US Auto Sales Slowing After Strong Spring Boost Amid Economic Concerns
- Small Town Truth
- Jul 1
- 3 min read

US Auto Sales Show Signs of Slowing After Strong Early Demand
The US automotive market is currently experiencing a notable deceleration in sales after a vigorous boost in the spring, driven by a rush among consumers to secure vehicles prior to anticipated price increases from tariffs imposed by the Trump administration. This shift in consumer behavior has raised concerns about the sustainability of the recent sales momentum.
In the second quarter, General Motors Co. reported a 7.3% increase in deliveries, despite a general decline in industry demand following the unexpectedly high sales figures noted in April and May. Ford Motor Co. also showcased a 14% rise in its second-quarter sales, largely attributed to an aggressive employee-pricing-for-everyone discount initiative. However, the growth rate began to stabilize by June, triggering questions about the overall market outlook.
Similarly, Toyota Motor Corp. experienced a 7.2% increase in sales during the April to June period, although volumes remained nearly unchanged in June. David Christ, head of Toyota brand sales in the US, remarked, “We did have a lot of pull-forward business, I think the whole industry did” during the initial months of spring. He further indicated that “the sales pace returned to what I call more normal” levels afterward.
According to J.D. Power, second-quarter sales have risen approximately 2.5% year-over-year, largely propelled by consumer activity spurred by the fear of rising prices due to tariffs. However, signs of retreat are emerging among various automakers. Subaru Corp. witnessed a 16% drop in deliveries in June, while Kia Corp. saw its volume fall by 3.2%, leading to a modest total second-quarter increase of 5%. Nissan Motor Co. faced a 6.5% decline in sales, contrasting with an 8.4% increase for Honda Motor Co., which only realized a 1.5% growth in June.
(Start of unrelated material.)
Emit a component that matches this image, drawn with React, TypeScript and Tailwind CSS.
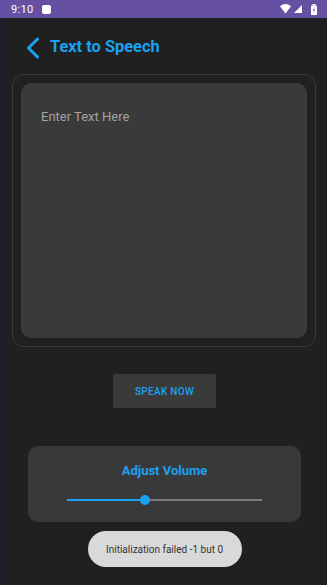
import React from "react";

// Status bar glyphs
const StatusIcons = () => (
  <div className="flex items-center gap-[3px] pr-[9px]">
    <svg width="11" height="10" viewBox="0 0 11 10">
      <path d="M0 2.2 Q5.5 -2 11 2.2 L5.5 9.5 Z" fill="white" />
    </svg>
    <svg width="8" height="8" viewBox="0 0 8 8">
      <path d="M8 0 L8 8 L0 8 Z" fill="white" />
    </svg>
    <svg width="8" height="11" viewBox="0 0 8 11" className="ml-[5px]">
      <rect x="2.5" y="0" width="3" height="1.5" fill="white" />
      <rect x="1" y="1.5" width="6" height="9.5" rx="0.6" fill="white" />
      <path d="M4.4 3 L2.8 6.4 H4 L3.6 8.8 L5.2 5.4 H4 Z" fill="#6650a4" />
    </svg>
  </div>
);

export default function App() {
  const volume = 40;

  return (
    <div
      className="w-[327px] h-[585px] bg-[#202020] flex flex-col shadow-[inset_1px_0_0_#1c1c33] overflow-hidden"
      style={{ fontFamily: "Roboto, 'Liberation Sans', sans-serif" }}
    >
      {/* Status bar */}
      <div className="h-[18px] bg-[#6650a4] flex items-center justify-between shrink-0">
        <div className="flex items-center pl-[11px] gap-[9px]">
          <span className="text-white text-[11px] leading-none tracking-[0.3px]">9:10</span>
          <div className="w-[9px] h-[9px] bg-white rounded-[2px]" />
        </div>
        <StatusIcons />
      </div>

      {/* Header */}
      <div className="h-[56px] pt-[3px] flex items-center pl-[25px] gap-[9px] shrink-0">
        <svg width="16" height="22" viewBox="0 0 16 22" fill="none">
          <path d="M12.5 2 L3.5 11 L12.5 20" stroke="#1ba1f2" strokeWidth="3" strokeLinecap="round" strokeLinejoin="round" />
        </svg>
        <h1 className="text-[16.4px] font-bold text-[#1ba1f2] leading-none">Text to Speech</h1>
      </div>

      {/* Text input card */}
      <div className="ml-[12px] w-[304px] h-[273px] border border-[#393939] rounded-[12px] p-[8px] shrink-0">
        <div className="h-full bg-[#3a3a3a] rounded-[10px] px-[20px] pt-[24px]">
          <p className="text-[13px] text-[#a3a3a3] leading-[20px]">Enter Text Here</p>
        </div>
      </div>

      {/* Speak button */}
      <div className="flex justify-center mt-[27px] pl-[2px]">
        <button className="w-[103px] h-[34px] bg-[#3a3a3a] rounded-[2px] text-[10px] font-medium text-[#1ba1f2] tracking-[0.3px]">
          SPEAK NOW
        </button>
      </div>

      {/* Volume card */}
      <div className="flex justify-center mt-[38px] pl-[2px]">
        <div className="w-[273px] h-[76px] bg-[#393939] rounded-[10px] flex flex-col items-center pt-[17px]">
          <h2 className="text-[13px] font-bold text-[#1ba1f2] leading-[16px]">Adjust Volume</h2>
          <div className="relative w-[195px] h-[10px] mt-[16px]">
            <div className="absolute left-0 right-0 top-[4px] h-[2px] bg-[#7b7b7b]" />
            <div className="absolute left-0 top-[4px] h-[2px] bg-[#1ba1f2]" style={{ width: `${volume}%` }} />
            <div
              className="absolute top-0 w-[10px] h-[10px] rounded-full bg-[#1ba1f2] -translate-x-1/2"
              style={{ left: `${volume}%` }}
            />
          </div>
        </div>
      </div>

      {/* Toast */}
      <div className="flex justify-center mt-[9px] pl-[2px]">
        <div className="w-[154px] h-[36px] bg-[#d9d9d9] rounded-full flex items-center justify-center">
          <span className="text-[10px] text-[#333333]">Initialization failed -1 but 0</span>
        </div>
      </div>
    </div>
  );
}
The automotive selling rate is forecasted to have dropped to about 15 million units in June, marking the slowest pace in the past year, down from 17.6 million in April. This slowdown is attributed to consumer hesitancy regarding significant expenditures as economic uncertainty looms. Analysts predict that this trend could exacerbate further, given the ongoing high prices for vehicles. “The party is over,” stated Jonathan Smoke, chief economist at Cox Automotive, indicating a potentially tougher market ahead.
In a forecast, Smoke suggests that the annualized monthly rate of auto sales in the US may remain around 15 million units in the latter half of the year, in contrast to the 16.3 million figure recorded for the first half of 2025. Last year, sales rested at approximately 16 million cars and light trucks.
Randy Parker, CEO of Hyundai Motor Co.’s North America division, expressed cautious optimism, noting that the company anticipates new product launches in the second half to boost sales momentum amid a broader sales slowdown. Hyundai's second-quarter sales rose by 10%, yet the pace decreased to 3% in June.
Dealers have reported a marked decrease in demand, with one dealership manager in Queens, New York, likening the prior rush to a panic buying scenario before a severe storm. As consumer concerns regarding the economy escalate—now cited as the foremost obstacle to sales—previous worries about high interest rates have taken a back seat, according to polling conducted by Cox.
Amid rising vehicle prices, which have begun to climb again after a recent decline, the average cost reached $48,799 in June, reflecting a 1% increase from the previous year and a staggering 28% rise since 2019. This increase has forced many buyers to adapt their budgets significantly, with nearly 20% taking on monthly payments exceeding $1,000—an all-time high, according to Edmunds.com.
Tariffs threaten to further inflate vehicle costs, as automakers have generally refrained from implementing sweeping price hikes. Instead, they are employing alternative measures like cutting incentives or selectively raising prices on models directly impacted by tariffs. Charlie Chesbrough, a senior economist at Cox, stated, “Given the impact of tariffs, prices are likely to start rising at a much faster rate,” highlighting the potential strains on consumer affordability.
June’s sales declines have been described as a “hangover” effect from earlier spikes, with Mark Wakefield from AlixPartners projecting that automakers will ultimately pass around 80% of tariff-related costs onto consumers, potentially increasing prices by nearly $2,000 per vehicle. “We don’t see the full pass-through until the end of the year,” he commented, emphasizing the ongoing market challenges.